Set all the material down again unchanged, without the pictures.

---------- Raw data ----------

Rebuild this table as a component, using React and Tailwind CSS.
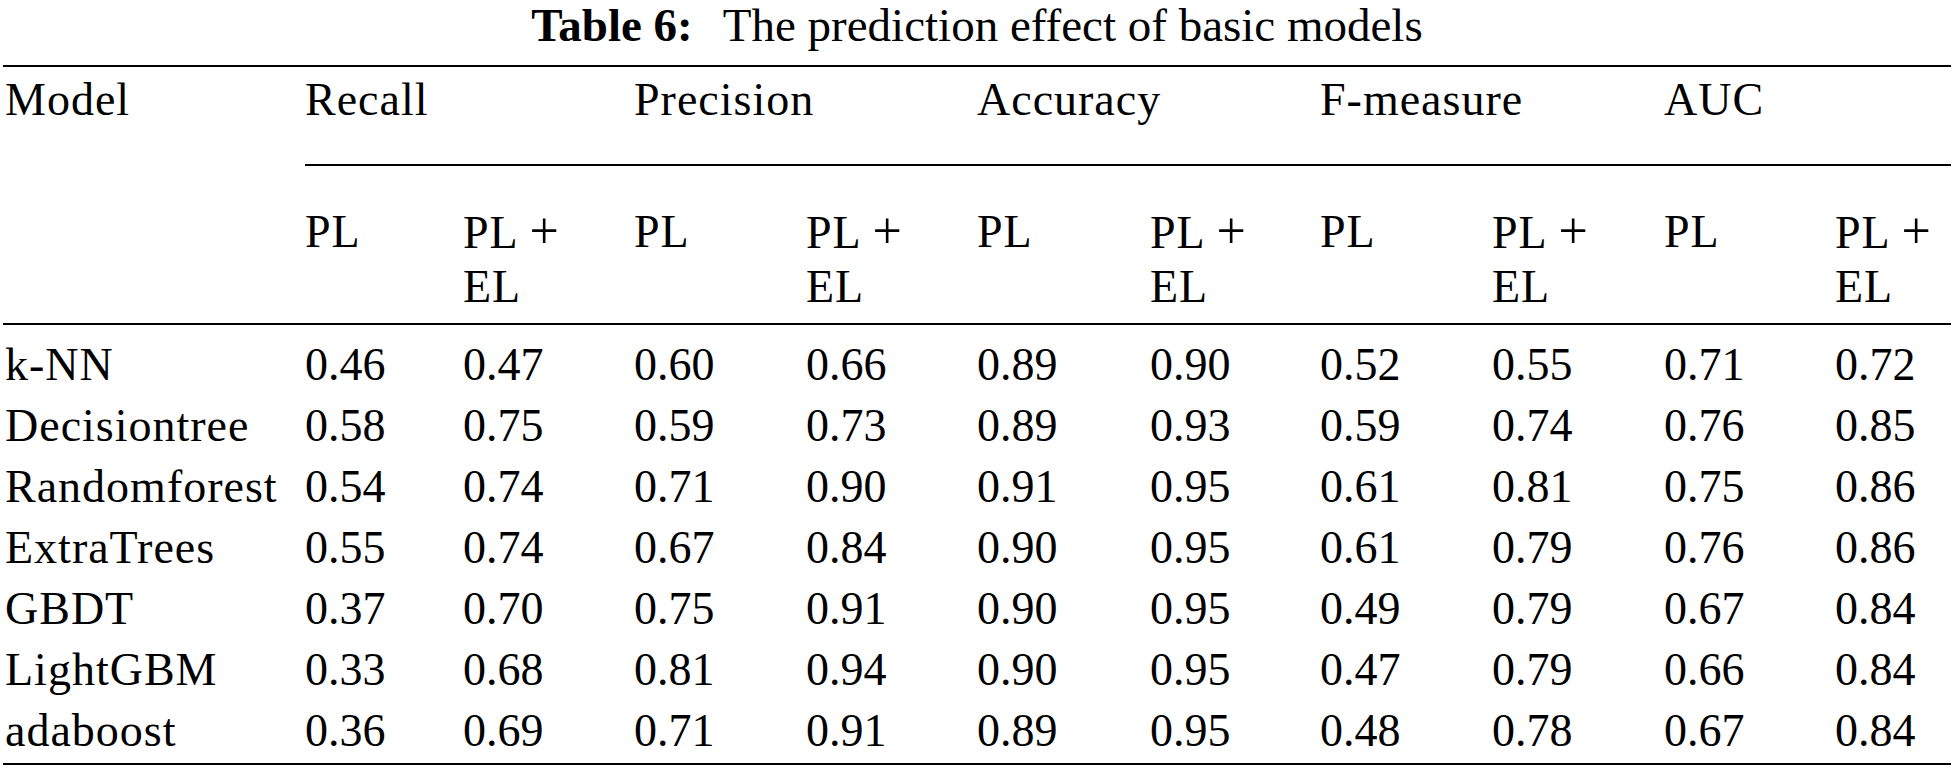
const GRID =
  'grid grid-cols-[302px_158px_171px_172px_171px_173px_170px_172px_172px_171px_116px]'

const groups = ['Recall', 'Precision', 'Accuracy', 'F-measure', 'AUC']

const rows = [
  ['k-NN', '0.46', '0.47', '0.60', '0.66', '0.89', '0.90', '0.52', '0.55', '0.71', '0.72'],
  ['Decisiontree', '0.58', '0.75', '0.59', '0.73', '0.89', '0.93', '0.59', '0.74', '0.76', '0.85'],
  ['Randomforest', '0.54', '0.74', '0.71', '0.90', '0.91', '0.95', '0.61', '0.81', '0.75', '0.86'],
  ['ExtraTrees', '0.55', '0.74', '0.67', '0.84', '0.90', '0.95', '0.61', '0.79', '0.76', '0.86'],
  ['GBDT', '0.37', '0.70', '0.75', '0.91', '0.90', '0.95', '0.49', '0.79', '0.67', '0.84'],
  ['LightGBM', '0.33', '0.68', '0.81', '0.94', '0.90', '0.95', '0.47', '0.79', '0.66', '0.84'],
  ['adaboost', '0.36', '0.69', '0.71', '0.91', '0.89', '0.95', '0.48', '0.78', '0.67', '0.84'],
]

export default function App() {
  return (
    <div className="min-h-screen w-full bg-white text-black [font-family:'Liberation_Serif','Times_New_Roman',serif] text-[46px]">
      {/* caption */}
      <div className="ml-[3px] w-[1948px] h-[51px] leading-[51px] text-center text-[47px] whitespace-nowrap">
        <span className="font-bold">Table 6:</span>
        <span className="ml-[30px]">The prediction effect of basic models</span>
      </div>

      <div className="ml-[3px] w-[1948px] mt-[14px]">
        {/* header */}
        <div className={`${GRID} border-t-2 border-black tracking-[1px]`}>
          <div className="row-span-2 pl-[2px] pt-[6px] leading-[54px] border-b-2 border-black">
            Model
          </div>
          {groups.map((g) => (
            <div key={g} className="col-span-2 h-[99px] pt-[6px] leading-[54px] border-b-2 border-black whitespace-nowrap">
              {g}
            </div>
          ))}
          {groups.map((g) => (
            <div key={g} className="contents">
              <div className="h-[159px] pt-[39px] leading-[54px] border-b-2 border-black">PL</div>
              <div className="h-[159px] pt-[39px] leading-[54px] border-b-2 border-black whitespace-nowrap">
                PL <span className="text-[52px] leading-none">+</span>
                <br />
                EL
              </div>
            </div>
          ))}
        </div>

        {/* body */}
        <div className="pt-[9px] pb-[2px] border-b-2 border-black">
          {rows.map((r) => (
            <div key={r[0]} className={`${GRID} h-[61px] leading-[61px]`}>
              {r.map((cell, i) => (
                <div key={i} className={i === 0 ? 'pl-[2px] tracking-[1px] whitespace-nowrap' : 'whitespace-nowrap'}>
                  {cell}
                </div>
              ))}
            </div>
          ))}
        </div>
      </div>
    </div>
  )
}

----------

▸ Problem solution
Rebuild this table as a component, using React and Tailwind CSS.
const GRID =
  'grid grid-cols-[302px_158px_171px_172px_171px_173px_170px_172px_172px_171px_116px]'

const groups = ['Recall', 'Precision', 'Accuracy', 'F-measure', 'AUC']

const rows = [
  ['k-NN', '0.46', '0.47', '0.60', '0.66', '0.89', '0.90', '0.52', '0.55', '0.71', '0.72'],
  ['Decisiontree', '0.58', '0.75', '0.59', '0.73', '0.89', '0.93', '0.59', '0.74', '0.76', '0.85'],
  ['Randomforest', '0.54', '0.74', '0.71', '0.90', '0.91', '0.95', '0.61', '0.81', '0.75', '0.86'],
  ['ExtraTrees', '0.55', '0.74', '0.67', '0.84', '0.90', '0.95', '0.61', '0.79', '0.76', '0.86'],
  ['GBDT', '0.37', '0.70', '0.75', '0.91', '0.90', '0.95', '0.49', '0.79', '0.67', '0.84'],
  ['LightGBM', '0.33', '0.68', '0.81', '0.94', '0.90', '0.95', '0.47', '0.79', '0.66', '0.84'],
  ['adaboost', '0.36', '0.69', '0.71', '0.91', '0.89', '0.95', '0.48', '0.78', '0.67', '0.84'],
]

export default function App() {
  return (
    <div className="min-h-screen w-full bg-white text-black [font-family:'Liberation_Serif','Times_New_Roman',serif] text-[46px]">
      {/* caption */}
      <div className="ml-[3px] w-[1948px] h-[51px] leading-[51px] text-center text-[47px] whitespace-nowrap">
        <span className="font-bold">Table 6:</span>
        <span className="ml-[30px]">The prediction effect of basic models</span>
      </div>

      <div className="ml-[3px] w-[1948px] mt-[14px]">
        {/* header */}
        <div className={`${GRID} border-t-2 border-black tracking-[1px]`}>
          <div className="row-span-2 pl-[2px] pt-[6px] leading-[54px] border-b-2 border-black">
            Model
          </div>
          {groups.map((g) => (
            <div key={g} className="col-span-2 h-[99px] pt-[6px] leading-[54px] border-b-2 border-black whitespace-nowrap">
              {g}
            </div>
          ))}
          {groups.map((g) => (
            <div key={g} className="contents">
              <div className="h-[159px] pt-[39px] leading-[54px] border-b-2 border-black">PL</div>
              <div className="h-[159px] pt-[39px] leading-[54px] border-b-2 border-black whitespace-nowrap">
                PL <span className="text-[52px] leading-none">+</span>
                <br />
                EL
              </div>
            </div>
          ))}
        </div>

        {/* body */}
        <div className="pt-[9px] pb-[2px] border-b-2 border-black">
          {rows.map((r) => (
            <div key={r[0]} className={`${GRID} h-[61px] leading-[61px]`}>
              {r.map((cell, i) => (
                <div key={i} className={i === 0 ? 'pl-[2px] tracking-[1px] whitespace-nowrap' : 'whitespace-nowrap'}>
                  {cell}
                </div>
              ))}
            </div>
          ))}
        </div>
      </div>
    </div>
  )
}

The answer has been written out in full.